The appellant, CPRE Kent, had applied for judicial review against the first respondent, the Secretary of State for Communities and Local Government, the second respondent, Maidstone Borough Council, and an interested party, Roxhill Developments. This was over the adoption of the Maidstone Local Plan.

Mrs Justice Lang on the papers refused permission for statutory review.

The judge held this was a claim to which the cap on costs under the Aarhus Convention applied. She ordered that the appellant pay both respondents’ and the Interested Party’s costs up to that cap, totalling £10,000.

Following a request for a review of the decision on costs, the order was affirmed by HHJ Evans-Gordon (sitting as a deputy High Court judge) on 20 April 2018.

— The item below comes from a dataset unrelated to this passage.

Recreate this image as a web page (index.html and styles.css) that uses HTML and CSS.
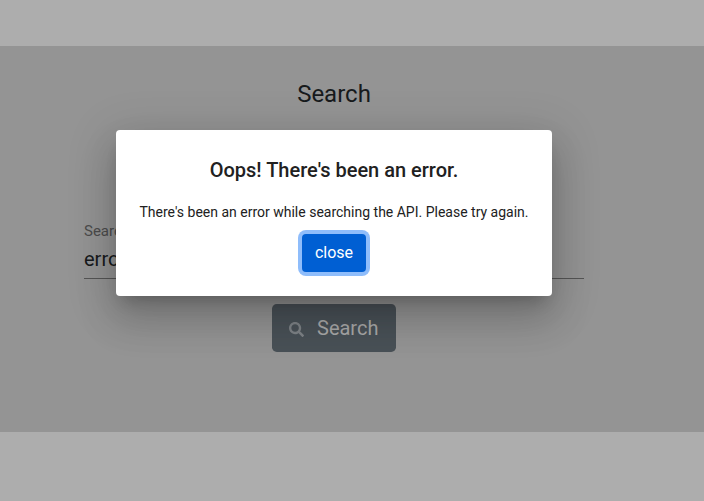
FILE: index.html
```html
<!DOCTYPE html>
<html lang="en">
<head>
<meta charset="utf-8">
<title>Search</title>
<link rel="stylesheet" href="styles.css">
</head>
<body>
<main class="panel">
  <h1 class="title">Search</h1>
  <form class="form">
    <label class="field">
      <span class="field-label">Search</span>
      <span class="field-value">error</span>
    </label>
    <button class="search" type="button">
      <svg class="icon" viewBox="0 0 512 512"><path fill="currentColor" d="M505 442.700L405.300 343c-4.500-4.500-10.600-7-17-7H372c27.600-35.300 44-79.700 44-128C416 93.100 322.900 0 208 0S0 93.100 0 208s93.100 208 208 208c48.300 0 92.700-16.400 128-44v16.300c0 6.400 2.500 12.500 7 17l99.700 99.700c9.400 9.400 24.600 9.400 33.900 0l28.300-28.300c9.400-9.400 9.400-24.600.1-34zM208 336c-70.700 0-128-57.200-128-128 0-70.700 57.200-128 128-128 70.700 0 128 57.200 128 128 0 70.700-57.200 128-128 128z"/></svg>
      <span>Search</span>
    </button>
  </form>
</main>
<div class="overlay">
  <section class="dialog" role="dialog">
    <h2 class="dialog-title">Oops! There's been an error.</h2>
    <p class="dialog-text">There's been an error while searching the API. Please try again.</p>
    <button class="close" type="button">close</button>
  </section>
</div>
</body>
</html>
```

FILE: styles.css
```css
* { box-sizing: border-box; }
body {
  margin: 0;
  height: 501px;
  padding-top: 46px;
  overflow: hidden;
  background: #adadad;
  color: #171a1c;
  font-family: Roboto, sans-serif;
}
.panel {
  height: 386px;
  padding: 32px 120px 0 84px;
  background: #949494;
}
.title {
  margin: 0;
  height: 32px;
  font-size: 24px;
  line-height: 32px;
  font-weight: 400;
  text-align: center;
}
.form {
  display: flex;
  flex-direction: column;
  align-items: center;
  padding-top: 112px;
}
.field {
  display: flex;
  flex-direction: column;
  width: 500px;
  height: 57px;
  border-bottom: 1px solid #555;
}
.field-label { font-size: 15px; line-height: 18px; color: #4c4c4c; }
.field-value { margin-top: 7px; font-size: 20px; line-height: 24px; }
.search {
  display: flex;
  align-items: center;
  width: 124px;
  height: 48px;
  margin-top: 25px;
  padding: 0 17px;
  gap: 13px;
  border: 0;
  border-radius: 4.8px;
  background: #495157;
  color: #a9a9a9;
  font: 400 20px/30px Roboto, sans-serif;
}
.icon { width: 15px; height: 15px; margin-top: 2px; color: #7e8387; }
.overlay {
  position: absolute;
  inset: 0;
  display: flex;
  align-items: flex-start;
  justify-content: center;
  padding: 130px 36px 0 0;
}
.dialog {
  display: flex;
  flex-direction: column;
  align-items: center;
  width: 436px;
  height: 166px;
  padding: 24px;
  border-radius: 4px;
  background: #fff;
  color: #212121;
  box-shadow: 0 11px 15px -7px rgba(0,0,0,.2), 0 24px 38px 3px rgba(0,0,0,.14), 0 9px 46px 8px rgba(0,0,0,.12);
}
.dialog-title { margin: 0; font-size: 20px; line-height: 32px; font-weight: 500; white-space: nowrap; }
.dialog-text { margin: 16px 0 12px; font-size: 14px; line-height: 20px; white-space: nowrap; }
.close {
  width: 64px;
  height: 38px;
  padding: 0;
  border: 0;
  border-radius: 4px;
  background: #005fd3;
  box-shadow: 0 0 0 4px #8fbdfb;
  color: #fff;
  font: 400 16px/24px Roboto, sans-serif;
}
```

The appellant challenged that order.

In Campaign to Protect Rural England & Anor v Secretary of State for Communities and Local Government & Ors [2019] EWCA Civ 1230 Lord Justice Coulson said two potentially important issues arose on the appeal: “first, the extent to which a court can make adverse costs orders in favour of more than one defendant or interested party in a planning case where permission to apply for statutory (or judicial) review is refused; secondly, the proper application of what I shall call the Aarhus cap in a case which fails at the first hurdle (because permission is refused).”

On the first point, the Court of Appeal judge said: “Ordinarily, a claimant who issues and serves proceedings on other parties, and whose claim is then struck out or refused at an early stage, will prima facie be liable for those other parties' reasonable and proportionate costs.

“The issue that arises is whether different rules apply to claimants in judicial or statutory review cases (particularly planning cases), or whether they are prima facie liable for the reasonable and proportionate costs of defendants and interested parties of preparing and filing an AoS [Acknowledgment of Service] and summary grounds, if permission is then refused. For the reasons set out below, and subject to the particular point I emphasise about the proportionality of the costs claimed, I consider that different rules do not apply and that such claimants may be liable for more than one set of reasonable and proportionate costs.”

Lord Justice Coulson set out in summary form his conclusions on the applicable principles, which he said applied both to judicial review and statutory review cases:

"a) When permission to seek review is refused, a claimant may be liable to more than one defendant and/or interested party for their costs of preparing and filing their AoS and summary grounds.

b) It is not necessary for the additional defendant(s) and/or interested party to show "exceptional" or "special" circumstances in order, in principle, to recover those costs.

c) However, to be recoverable, those costs must be reasonable and proportionate. So, for example, if there is an obvious lead defendant and the court was not assisted by the AoS or summary grounds of an additional defendant(s) and/or interested party, then the costs of that additional defendant(s) and/or interested party may not be proportionate and so will not be recoverable. That is an assessment which is case-specific and not susceptible to more general rules."

CPRE Kent appealed to the Supreme Court. The case will be heard by a panel comprising Lord Reed, Lord Hodge, Lord Lloyd-Jones, Lord Leggatt and Lord Burrows on 28 January 2021.